## START SOURCE MATERIAL

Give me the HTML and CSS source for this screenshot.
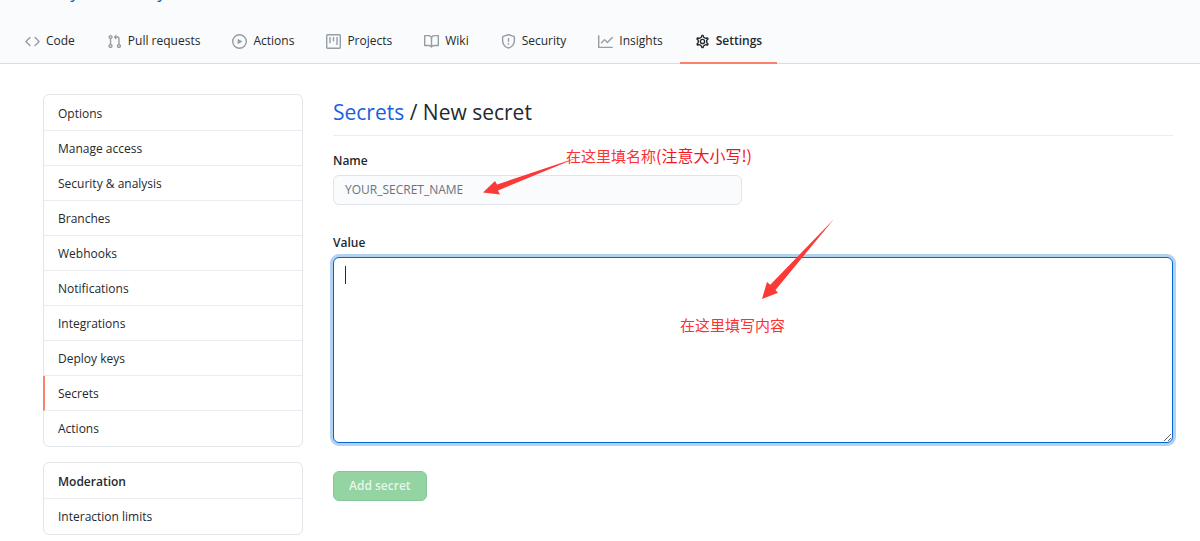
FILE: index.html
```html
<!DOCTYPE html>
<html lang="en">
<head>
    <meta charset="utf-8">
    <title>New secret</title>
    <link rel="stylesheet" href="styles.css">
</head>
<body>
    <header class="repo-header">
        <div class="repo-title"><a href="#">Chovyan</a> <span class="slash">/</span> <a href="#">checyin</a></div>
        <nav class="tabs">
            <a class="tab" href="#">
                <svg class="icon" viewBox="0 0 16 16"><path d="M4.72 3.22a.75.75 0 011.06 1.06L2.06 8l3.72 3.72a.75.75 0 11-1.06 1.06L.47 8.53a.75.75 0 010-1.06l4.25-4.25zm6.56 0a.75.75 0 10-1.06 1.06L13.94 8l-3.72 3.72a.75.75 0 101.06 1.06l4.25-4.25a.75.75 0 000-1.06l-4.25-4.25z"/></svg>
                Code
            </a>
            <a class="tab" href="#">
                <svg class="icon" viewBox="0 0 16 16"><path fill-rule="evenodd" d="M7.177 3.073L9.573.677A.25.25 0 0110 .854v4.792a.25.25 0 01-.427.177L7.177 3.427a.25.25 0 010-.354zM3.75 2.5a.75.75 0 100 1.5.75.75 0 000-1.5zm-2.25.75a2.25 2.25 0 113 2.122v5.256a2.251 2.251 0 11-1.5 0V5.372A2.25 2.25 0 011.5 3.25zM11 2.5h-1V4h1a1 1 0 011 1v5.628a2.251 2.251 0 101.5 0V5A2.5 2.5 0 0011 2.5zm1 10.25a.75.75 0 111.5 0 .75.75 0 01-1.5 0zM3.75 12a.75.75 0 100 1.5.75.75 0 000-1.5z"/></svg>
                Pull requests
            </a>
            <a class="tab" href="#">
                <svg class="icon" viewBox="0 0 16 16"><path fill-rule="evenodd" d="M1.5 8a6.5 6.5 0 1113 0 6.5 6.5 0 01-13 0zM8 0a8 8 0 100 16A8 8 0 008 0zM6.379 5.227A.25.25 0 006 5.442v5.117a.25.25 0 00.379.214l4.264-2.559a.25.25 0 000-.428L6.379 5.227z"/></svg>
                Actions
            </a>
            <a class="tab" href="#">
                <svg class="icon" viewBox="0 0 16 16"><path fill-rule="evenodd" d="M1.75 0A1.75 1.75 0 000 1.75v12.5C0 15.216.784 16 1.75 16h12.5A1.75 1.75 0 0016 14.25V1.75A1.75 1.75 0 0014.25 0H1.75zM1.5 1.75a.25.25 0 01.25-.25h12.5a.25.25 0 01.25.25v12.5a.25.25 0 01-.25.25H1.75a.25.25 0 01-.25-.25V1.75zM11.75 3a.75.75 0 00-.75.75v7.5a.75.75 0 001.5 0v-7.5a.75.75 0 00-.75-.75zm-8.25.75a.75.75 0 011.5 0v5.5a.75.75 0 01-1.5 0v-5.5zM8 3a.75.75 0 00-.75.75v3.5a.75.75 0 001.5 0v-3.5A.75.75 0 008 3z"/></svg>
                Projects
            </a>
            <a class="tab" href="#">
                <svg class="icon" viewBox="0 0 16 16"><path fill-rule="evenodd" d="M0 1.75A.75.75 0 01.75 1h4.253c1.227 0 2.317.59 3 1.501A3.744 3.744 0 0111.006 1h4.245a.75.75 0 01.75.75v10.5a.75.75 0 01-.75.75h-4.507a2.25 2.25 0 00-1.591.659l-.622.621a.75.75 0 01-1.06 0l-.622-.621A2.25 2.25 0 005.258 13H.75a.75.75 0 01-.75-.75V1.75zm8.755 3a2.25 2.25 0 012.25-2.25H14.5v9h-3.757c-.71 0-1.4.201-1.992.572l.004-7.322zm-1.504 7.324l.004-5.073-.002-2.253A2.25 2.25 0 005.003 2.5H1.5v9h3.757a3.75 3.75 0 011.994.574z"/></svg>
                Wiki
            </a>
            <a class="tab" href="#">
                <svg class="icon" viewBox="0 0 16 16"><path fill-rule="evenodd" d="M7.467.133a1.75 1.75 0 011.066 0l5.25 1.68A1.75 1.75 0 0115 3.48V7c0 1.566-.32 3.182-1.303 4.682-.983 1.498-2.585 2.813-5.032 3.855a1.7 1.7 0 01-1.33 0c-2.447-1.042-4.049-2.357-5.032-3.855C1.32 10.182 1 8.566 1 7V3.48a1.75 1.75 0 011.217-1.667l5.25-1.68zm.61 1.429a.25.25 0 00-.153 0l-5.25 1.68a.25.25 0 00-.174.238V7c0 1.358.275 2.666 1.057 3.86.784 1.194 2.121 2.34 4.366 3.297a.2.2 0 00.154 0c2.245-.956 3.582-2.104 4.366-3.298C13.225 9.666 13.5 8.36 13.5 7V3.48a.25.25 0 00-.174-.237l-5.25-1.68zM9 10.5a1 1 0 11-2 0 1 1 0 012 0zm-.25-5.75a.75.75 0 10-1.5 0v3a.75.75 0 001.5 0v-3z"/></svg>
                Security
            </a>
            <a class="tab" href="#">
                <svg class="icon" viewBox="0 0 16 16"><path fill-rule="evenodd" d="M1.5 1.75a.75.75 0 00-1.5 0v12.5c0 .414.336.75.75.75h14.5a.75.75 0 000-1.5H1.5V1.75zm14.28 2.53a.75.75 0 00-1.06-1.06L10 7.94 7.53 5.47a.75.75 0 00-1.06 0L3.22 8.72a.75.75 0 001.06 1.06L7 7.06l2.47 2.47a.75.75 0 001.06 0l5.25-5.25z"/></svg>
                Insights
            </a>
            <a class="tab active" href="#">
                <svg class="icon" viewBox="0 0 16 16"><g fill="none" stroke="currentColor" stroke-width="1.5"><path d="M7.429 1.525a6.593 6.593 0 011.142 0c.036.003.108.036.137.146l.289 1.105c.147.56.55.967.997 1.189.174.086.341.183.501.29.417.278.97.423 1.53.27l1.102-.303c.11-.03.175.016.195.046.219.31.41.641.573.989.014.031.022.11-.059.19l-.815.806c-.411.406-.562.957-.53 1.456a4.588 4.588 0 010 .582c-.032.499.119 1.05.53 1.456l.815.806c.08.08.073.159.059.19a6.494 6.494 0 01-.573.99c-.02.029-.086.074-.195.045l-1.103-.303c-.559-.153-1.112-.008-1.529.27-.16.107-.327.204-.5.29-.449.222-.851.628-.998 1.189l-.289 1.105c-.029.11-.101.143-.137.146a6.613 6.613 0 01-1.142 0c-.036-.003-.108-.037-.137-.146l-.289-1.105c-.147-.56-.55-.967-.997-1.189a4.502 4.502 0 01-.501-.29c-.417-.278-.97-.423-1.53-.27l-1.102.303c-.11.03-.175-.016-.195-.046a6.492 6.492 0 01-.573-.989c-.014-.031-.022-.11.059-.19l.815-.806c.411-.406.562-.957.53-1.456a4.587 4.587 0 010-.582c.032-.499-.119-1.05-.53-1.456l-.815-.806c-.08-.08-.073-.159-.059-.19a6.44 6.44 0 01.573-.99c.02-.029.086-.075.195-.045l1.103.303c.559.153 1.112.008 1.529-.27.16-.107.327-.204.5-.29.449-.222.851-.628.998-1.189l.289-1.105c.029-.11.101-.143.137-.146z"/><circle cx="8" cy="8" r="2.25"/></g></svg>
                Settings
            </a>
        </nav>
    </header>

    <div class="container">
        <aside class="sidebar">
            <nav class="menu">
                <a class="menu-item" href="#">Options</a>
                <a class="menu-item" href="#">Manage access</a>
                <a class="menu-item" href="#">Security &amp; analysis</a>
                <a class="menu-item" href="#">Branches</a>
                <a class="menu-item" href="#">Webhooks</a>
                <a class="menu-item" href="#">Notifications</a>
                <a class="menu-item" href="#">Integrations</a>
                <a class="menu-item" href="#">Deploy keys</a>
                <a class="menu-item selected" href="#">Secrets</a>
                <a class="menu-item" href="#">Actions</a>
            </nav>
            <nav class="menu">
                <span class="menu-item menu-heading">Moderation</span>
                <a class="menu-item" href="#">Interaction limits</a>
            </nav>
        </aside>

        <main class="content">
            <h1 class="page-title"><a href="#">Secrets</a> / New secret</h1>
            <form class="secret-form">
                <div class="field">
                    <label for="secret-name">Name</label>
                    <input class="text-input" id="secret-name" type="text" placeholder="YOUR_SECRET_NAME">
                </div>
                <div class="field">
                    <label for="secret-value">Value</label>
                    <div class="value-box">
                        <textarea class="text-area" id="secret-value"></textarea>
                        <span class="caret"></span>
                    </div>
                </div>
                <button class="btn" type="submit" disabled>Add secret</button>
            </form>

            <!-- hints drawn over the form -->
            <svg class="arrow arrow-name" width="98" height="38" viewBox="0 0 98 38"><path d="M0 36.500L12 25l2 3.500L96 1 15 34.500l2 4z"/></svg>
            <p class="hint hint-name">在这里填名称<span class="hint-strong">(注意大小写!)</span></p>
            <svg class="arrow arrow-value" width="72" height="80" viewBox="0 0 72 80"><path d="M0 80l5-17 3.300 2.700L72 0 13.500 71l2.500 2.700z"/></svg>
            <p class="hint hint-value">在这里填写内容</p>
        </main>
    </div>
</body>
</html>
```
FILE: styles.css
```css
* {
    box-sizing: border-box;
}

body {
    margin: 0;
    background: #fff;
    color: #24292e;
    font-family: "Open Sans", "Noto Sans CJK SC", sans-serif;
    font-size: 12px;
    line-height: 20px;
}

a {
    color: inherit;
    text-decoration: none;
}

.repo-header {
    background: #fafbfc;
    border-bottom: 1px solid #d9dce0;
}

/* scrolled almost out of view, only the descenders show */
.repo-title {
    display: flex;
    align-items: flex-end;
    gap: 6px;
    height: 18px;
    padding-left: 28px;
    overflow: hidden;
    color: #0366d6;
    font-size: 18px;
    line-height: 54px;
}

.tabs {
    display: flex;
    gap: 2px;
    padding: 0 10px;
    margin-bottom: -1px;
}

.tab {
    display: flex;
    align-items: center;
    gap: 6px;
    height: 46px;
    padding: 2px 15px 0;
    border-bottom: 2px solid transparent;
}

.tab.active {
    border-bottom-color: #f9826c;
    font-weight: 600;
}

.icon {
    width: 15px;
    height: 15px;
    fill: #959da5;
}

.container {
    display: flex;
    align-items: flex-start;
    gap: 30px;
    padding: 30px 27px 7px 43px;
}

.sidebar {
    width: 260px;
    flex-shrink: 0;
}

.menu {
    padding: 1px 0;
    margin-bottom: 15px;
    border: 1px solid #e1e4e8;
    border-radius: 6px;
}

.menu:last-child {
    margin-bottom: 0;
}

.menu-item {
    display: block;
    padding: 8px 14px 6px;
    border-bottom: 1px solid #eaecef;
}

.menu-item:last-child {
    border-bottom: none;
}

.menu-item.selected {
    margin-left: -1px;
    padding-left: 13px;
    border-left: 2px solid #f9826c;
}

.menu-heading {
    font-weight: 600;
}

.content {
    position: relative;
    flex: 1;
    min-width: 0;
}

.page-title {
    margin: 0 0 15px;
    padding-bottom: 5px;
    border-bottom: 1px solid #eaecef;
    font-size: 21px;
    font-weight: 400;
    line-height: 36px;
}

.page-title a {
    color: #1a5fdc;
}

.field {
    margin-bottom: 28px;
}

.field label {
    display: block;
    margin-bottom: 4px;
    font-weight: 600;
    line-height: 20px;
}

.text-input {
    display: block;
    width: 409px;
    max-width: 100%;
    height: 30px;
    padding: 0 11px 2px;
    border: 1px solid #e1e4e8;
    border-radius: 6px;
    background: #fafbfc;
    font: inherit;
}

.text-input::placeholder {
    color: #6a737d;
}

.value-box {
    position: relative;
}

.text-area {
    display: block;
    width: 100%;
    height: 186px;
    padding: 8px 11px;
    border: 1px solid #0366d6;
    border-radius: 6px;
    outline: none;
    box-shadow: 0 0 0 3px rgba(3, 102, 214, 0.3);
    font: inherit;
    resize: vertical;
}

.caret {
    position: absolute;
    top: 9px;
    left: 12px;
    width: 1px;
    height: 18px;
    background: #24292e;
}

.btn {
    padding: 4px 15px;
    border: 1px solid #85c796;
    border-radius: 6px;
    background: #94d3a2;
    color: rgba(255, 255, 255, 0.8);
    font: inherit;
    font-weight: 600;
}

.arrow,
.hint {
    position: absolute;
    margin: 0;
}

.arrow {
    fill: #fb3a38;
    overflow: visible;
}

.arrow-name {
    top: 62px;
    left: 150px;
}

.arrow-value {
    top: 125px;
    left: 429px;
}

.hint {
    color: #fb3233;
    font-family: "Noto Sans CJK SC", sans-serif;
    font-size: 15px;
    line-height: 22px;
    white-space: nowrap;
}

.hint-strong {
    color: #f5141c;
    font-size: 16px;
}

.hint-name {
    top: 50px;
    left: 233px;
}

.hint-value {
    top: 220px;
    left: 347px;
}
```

## END SOURCE MATERIAL
## START SOURCE MATERIAL

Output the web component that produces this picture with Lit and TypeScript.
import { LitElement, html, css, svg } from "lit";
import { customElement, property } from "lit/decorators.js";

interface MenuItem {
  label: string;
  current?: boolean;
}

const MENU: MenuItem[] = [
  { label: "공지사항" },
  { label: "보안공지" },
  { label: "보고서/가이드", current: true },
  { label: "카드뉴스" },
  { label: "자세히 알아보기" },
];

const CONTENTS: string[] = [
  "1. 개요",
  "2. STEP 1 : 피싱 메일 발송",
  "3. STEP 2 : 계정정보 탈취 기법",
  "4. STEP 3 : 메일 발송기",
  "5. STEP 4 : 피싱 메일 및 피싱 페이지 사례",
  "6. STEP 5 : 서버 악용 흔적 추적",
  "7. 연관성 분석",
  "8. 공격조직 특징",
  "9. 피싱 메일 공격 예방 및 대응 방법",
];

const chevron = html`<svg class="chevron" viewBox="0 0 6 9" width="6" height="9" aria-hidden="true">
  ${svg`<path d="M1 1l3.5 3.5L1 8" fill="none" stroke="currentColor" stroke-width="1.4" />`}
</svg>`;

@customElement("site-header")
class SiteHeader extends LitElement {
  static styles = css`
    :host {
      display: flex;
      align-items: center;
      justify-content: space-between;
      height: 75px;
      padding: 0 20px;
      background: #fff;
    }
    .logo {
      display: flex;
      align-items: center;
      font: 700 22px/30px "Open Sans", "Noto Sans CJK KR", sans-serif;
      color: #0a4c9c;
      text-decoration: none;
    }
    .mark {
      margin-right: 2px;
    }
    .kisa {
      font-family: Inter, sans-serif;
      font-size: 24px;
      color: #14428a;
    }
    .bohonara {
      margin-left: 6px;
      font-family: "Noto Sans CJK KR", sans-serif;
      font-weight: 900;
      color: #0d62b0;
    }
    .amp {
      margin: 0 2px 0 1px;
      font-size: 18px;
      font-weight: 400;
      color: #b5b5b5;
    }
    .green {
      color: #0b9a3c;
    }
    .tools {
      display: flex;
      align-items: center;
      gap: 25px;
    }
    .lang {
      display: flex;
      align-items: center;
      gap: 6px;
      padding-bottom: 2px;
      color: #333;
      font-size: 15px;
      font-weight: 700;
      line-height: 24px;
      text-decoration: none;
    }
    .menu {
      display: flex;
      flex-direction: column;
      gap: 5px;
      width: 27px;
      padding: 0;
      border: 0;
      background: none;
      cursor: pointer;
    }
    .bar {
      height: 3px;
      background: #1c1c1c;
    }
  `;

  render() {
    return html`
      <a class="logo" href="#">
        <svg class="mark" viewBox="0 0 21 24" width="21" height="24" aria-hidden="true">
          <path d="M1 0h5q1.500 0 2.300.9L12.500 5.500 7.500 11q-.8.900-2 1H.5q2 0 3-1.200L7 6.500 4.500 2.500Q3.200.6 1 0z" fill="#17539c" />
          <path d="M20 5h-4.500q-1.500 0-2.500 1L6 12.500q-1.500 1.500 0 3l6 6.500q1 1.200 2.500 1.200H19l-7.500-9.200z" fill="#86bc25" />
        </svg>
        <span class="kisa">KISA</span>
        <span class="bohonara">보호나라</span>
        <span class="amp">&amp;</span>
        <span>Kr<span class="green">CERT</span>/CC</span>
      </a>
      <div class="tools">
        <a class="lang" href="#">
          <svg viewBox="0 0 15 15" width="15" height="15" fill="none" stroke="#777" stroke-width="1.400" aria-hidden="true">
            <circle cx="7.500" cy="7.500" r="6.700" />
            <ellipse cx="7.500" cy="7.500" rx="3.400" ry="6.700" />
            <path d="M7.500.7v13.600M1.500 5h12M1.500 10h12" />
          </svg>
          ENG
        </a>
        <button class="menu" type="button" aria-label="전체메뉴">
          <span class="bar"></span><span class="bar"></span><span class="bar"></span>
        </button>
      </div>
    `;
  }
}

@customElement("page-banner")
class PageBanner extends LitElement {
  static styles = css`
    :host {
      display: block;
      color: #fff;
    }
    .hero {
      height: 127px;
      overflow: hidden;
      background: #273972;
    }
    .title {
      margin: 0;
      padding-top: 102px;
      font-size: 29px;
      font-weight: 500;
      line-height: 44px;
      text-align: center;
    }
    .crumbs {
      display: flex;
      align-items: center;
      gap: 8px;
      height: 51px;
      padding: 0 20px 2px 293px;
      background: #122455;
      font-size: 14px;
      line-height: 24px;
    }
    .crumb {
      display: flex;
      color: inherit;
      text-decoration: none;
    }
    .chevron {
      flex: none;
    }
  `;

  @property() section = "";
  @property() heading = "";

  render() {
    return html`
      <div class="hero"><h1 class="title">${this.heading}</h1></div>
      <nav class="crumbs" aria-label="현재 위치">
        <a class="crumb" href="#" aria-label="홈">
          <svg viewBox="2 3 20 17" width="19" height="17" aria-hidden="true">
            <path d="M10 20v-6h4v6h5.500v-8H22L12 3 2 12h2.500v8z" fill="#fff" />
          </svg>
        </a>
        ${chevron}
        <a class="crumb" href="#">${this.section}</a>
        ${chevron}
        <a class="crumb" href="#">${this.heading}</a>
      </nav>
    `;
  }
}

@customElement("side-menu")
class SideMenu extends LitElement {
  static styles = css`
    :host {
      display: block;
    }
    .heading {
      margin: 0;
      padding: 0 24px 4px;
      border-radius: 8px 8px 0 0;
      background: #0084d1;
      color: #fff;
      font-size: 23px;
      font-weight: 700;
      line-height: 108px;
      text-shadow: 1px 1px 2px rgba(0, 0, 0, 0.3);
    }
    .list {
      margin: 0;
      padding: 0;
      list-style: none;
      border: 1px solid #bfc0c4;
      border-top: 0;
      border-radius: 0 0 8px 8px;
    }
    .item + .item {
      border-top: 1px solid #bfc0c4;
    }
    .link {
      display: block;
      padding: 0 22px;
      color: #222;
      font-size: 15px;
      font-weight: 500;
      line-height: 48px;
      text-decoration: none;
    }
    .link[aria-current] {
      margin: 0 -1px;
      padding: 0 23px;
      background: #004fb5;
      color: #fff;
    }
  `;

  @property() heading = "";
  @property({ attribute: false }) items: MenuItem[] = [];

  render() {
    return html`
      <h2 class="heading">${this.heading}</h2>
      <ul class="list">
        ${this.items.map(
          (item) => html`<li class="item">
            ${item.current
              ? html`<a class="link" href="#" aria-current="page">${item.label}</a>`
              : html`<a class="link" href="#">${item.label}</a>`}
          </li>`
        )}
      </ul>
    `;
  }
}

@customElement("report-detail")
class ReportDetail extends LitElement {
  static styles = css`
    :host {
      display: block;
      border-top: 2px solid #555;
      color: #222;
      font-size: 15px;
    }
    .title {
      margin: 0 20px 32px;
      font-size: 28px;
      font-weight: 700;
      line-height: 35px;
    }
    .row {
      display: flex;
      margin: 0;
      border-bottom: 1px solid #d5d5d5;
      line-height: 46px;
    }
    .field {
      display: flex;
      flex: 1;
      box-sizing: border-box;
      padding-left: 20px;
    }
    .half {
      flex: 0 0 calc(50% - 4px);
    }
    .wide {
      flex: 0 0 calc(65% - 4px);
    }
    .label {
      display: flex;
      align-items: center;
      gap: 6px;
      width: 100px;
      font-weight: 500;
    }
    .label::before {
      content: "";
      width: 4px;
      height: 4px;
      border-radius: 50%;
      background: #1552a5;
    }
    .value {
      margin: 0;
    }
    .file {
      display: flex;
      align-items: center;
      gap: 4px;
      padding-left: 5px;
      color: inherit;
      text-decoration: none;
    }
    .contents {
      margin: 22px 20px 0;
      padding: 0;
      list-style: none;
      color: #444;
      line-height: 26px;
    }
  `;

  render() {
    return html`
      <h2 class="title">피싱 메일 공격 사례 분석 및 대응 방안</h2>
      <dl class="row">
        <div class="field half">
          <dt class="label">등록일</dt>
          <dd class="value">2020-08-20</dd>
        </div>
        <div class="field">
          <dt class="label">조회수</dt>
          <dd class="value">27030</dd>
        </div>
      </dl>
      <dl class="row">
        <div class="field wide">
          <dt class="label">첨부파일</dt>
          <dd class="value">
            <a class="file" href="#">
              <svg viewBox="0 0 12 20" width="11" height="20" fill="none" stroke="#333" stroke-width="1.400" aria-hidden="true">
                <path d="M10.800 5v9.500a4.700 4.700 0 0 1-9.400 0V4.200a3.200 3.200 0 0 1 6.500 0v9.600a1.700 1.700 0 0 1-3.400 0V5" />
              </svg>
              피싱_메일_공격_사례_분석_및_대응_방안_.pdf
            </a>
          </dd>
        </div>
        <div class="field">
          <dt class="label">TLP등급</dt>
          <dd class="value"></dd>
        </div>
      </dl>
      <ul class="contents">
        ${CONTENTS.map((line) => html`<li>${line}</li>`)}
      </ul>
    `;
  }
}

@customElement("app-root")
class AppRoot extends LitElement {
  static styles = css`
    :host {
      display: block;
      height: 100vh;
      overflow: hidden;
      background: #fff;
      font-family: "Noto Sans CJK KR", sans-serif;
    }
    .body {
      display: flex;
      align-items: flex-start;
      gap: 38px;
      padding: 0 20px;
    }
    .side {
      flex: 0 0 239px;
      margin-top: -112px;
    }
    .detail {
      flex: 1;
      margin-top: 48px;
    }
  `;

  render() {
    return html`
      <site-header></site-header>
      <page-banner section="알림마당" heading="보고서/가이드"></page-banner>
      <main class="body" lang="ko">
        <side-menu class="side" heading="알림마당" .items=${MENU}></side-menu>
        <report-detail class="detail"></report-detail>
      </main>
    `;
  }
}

## END SOURCE MATERIAL

[EXERCISE AIM]: Go through the listing above and locate each line that holds the word "this". Copy those lines.

[THE RESULT]:
Give me the HTML and CSS source for this screenshot.
Output the web component that produces this picture with Lit and TypeScript.
      <div class="hero"><h1 class="title">${this.heading}</h1></div>
        <a class="crumb" href="#">${this.section}</a>
        <a class="crumb" href="#">${this.heading}</a>
      <h2 class="heading">${this.heading}</h2>
        ${this.items.map(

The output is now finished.